# WRITTEN REQUEST
Leave out the images; return the rest of the data exactly.

# RAW DATA
================================

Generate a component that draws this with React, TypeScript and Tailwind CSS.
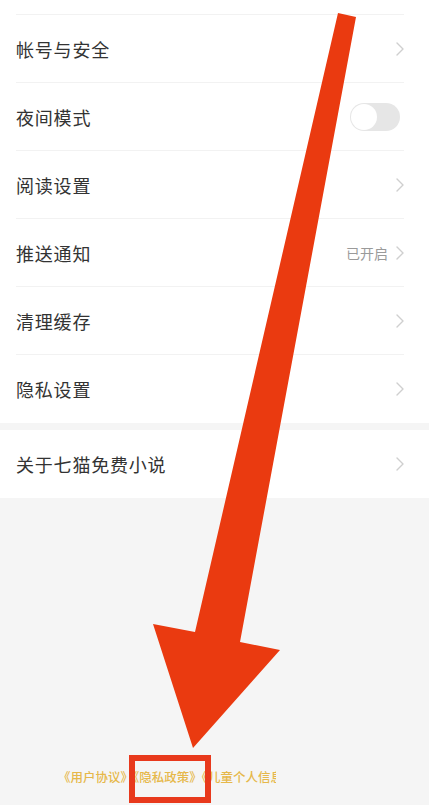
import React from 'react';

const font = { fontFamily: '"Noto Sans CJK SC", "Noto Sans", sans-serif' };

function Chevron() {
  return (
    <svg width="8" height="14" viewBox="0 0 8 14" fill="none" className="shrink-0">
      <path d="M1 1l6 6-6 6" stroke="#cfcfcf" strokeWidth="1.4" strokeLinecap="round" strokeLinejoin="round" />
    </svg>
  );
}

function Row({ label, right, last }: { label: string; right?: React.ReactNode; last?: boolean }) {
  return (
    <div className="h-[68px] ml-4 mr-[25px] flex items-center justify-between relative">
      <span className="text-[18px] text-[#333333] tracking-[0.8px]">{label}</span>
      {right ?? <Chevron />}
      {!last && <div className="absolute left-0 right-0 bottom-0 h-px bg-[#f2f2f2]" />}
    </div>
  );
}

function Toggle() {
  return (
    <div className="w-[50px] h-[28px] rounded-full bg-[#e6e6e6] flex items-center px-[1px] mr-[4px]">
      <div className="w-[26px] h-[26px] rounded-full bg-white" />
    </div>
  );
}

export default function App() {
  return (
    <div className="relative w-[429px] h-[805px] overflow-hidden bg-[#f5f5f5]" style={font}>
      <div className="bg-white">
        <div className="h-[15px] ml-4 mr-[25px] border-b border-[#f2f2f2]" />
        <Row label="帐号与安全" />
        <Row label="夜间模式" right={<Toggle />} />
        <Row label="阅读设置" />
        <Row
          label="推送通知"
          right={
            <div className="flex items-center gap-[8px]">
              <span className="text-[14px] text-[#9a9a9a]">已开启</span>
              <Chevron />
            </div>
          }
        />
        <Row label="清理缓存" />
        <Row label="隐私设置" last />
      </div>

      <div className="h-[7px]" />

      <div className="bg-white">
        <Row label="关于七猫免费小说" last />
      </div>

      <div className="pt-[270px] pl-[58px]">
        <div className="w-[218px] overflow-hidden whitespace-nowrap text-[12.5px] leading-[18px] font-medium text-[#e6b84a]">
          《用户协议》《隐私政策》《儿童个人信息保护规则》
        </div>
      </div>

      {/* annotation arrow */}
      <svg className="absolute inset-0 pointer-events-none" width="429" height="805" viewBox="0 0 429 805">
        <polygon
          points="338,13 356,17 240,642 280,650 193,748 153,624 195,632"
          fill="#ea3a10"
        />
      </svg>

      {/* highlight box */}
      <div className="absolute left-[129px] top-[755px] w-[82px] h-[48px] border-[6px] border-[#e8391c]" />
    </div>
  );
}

================================

# FINAL ANSWER
Generate a component that draws this with React, TypeScript and Tailwind CSS.
import React from 'react';

const font = { fontFamily: '"Noto Sans CJK SC", "Noto Sans", sans-serif' };

function Chevron() {
  return (
    <svg width="8" height="14" viewBox="0 0 8 14" fill="none" className="shrink-0">
      <path d="M1 1l6 6-6 6" stroke="#cfcfcf" strokeWidth="1.4" strokeLinecap="round" strokeLinejoin="round" />
    </svg>
  );
}

function Row({ label, right, last }: { label: string; right?: React.ReactNode; last?: boolean }) {
  return (
    <div className="h-[68px] ml-4 mr-[25px] flex items-center justify-between relative">
      <span className="text-[18px] text-[#333333] tracking-[0.8px]">{label}</span>
      {right ?? <Chevron />}
      {!last && <div className="absolute left-0 right-0 bottom-0 h-px bg-[#f2f2f2]" />}
    </div>
  );
}

function Toggle() {
  return (
    <div className="w-[50px] h-[28px] rounded-full bg-[#e6e6e6] flex items-center px-[1px] mr-[4px]">
      <div className="w-[26px] h-[26px] rounded-full bg-white" />
    </div>
  );
}

export default function App() {
  return (
    <div className="relative w-[429px] h-[805px] overflow-hidden bg-[#f5f5f5]" style={font}>
      <div className="bg-white">
        <div className="h-[15px] ml-4 mr-[25px] border-b border-[#f2f2f2]" />
        <Row label="帐号与安全" />
        <Row label="夜间模式" right={<Toggle />} />
        <Row label="阅读设置" />
        <Row
          label="推送通知"
          right={
            <div className="flex items-center gap-[8px]">
              <span className="text-[14px] text-[#9a9a9a]">已开启</span>
              <Chevron />
            </div>
          }
        />
        <Row label="清理缓存" />
        <Row label="隐私设置" last />
      </div>

      <div className="h-[7px]" />

      <div className="bg-white">
        <Row label="关于七猫免费小说" last />
      </div>

      <div className="pt-[270px] pl-[58px]">
        <div className="w-[218px] overflow-hidden whitespace-nowrap text-[12.5px] leading-[18px] font-medium text-[#e6b84a]">
          《用户协议》《隐私政策》《儿童个人信息保护规则》
        </div>
      </div>

      {/* annotation arrow */}
      <svg className="absolute inset-0 pointer-events-none" width="429" height="805" viewBox="0 0 429 805">
        <polygon
          points="338,13 356,17 240,642 280,650 193,748 153,624 195,632"
          fill="#ea3a10"
        />
      </svg>

      {/* highlight box */}
      <div className="absolute left-[129px] top-[755px] w-[82px] h-[48px] border-[6px] border-[#e8391c]" />
    </div>
  );
}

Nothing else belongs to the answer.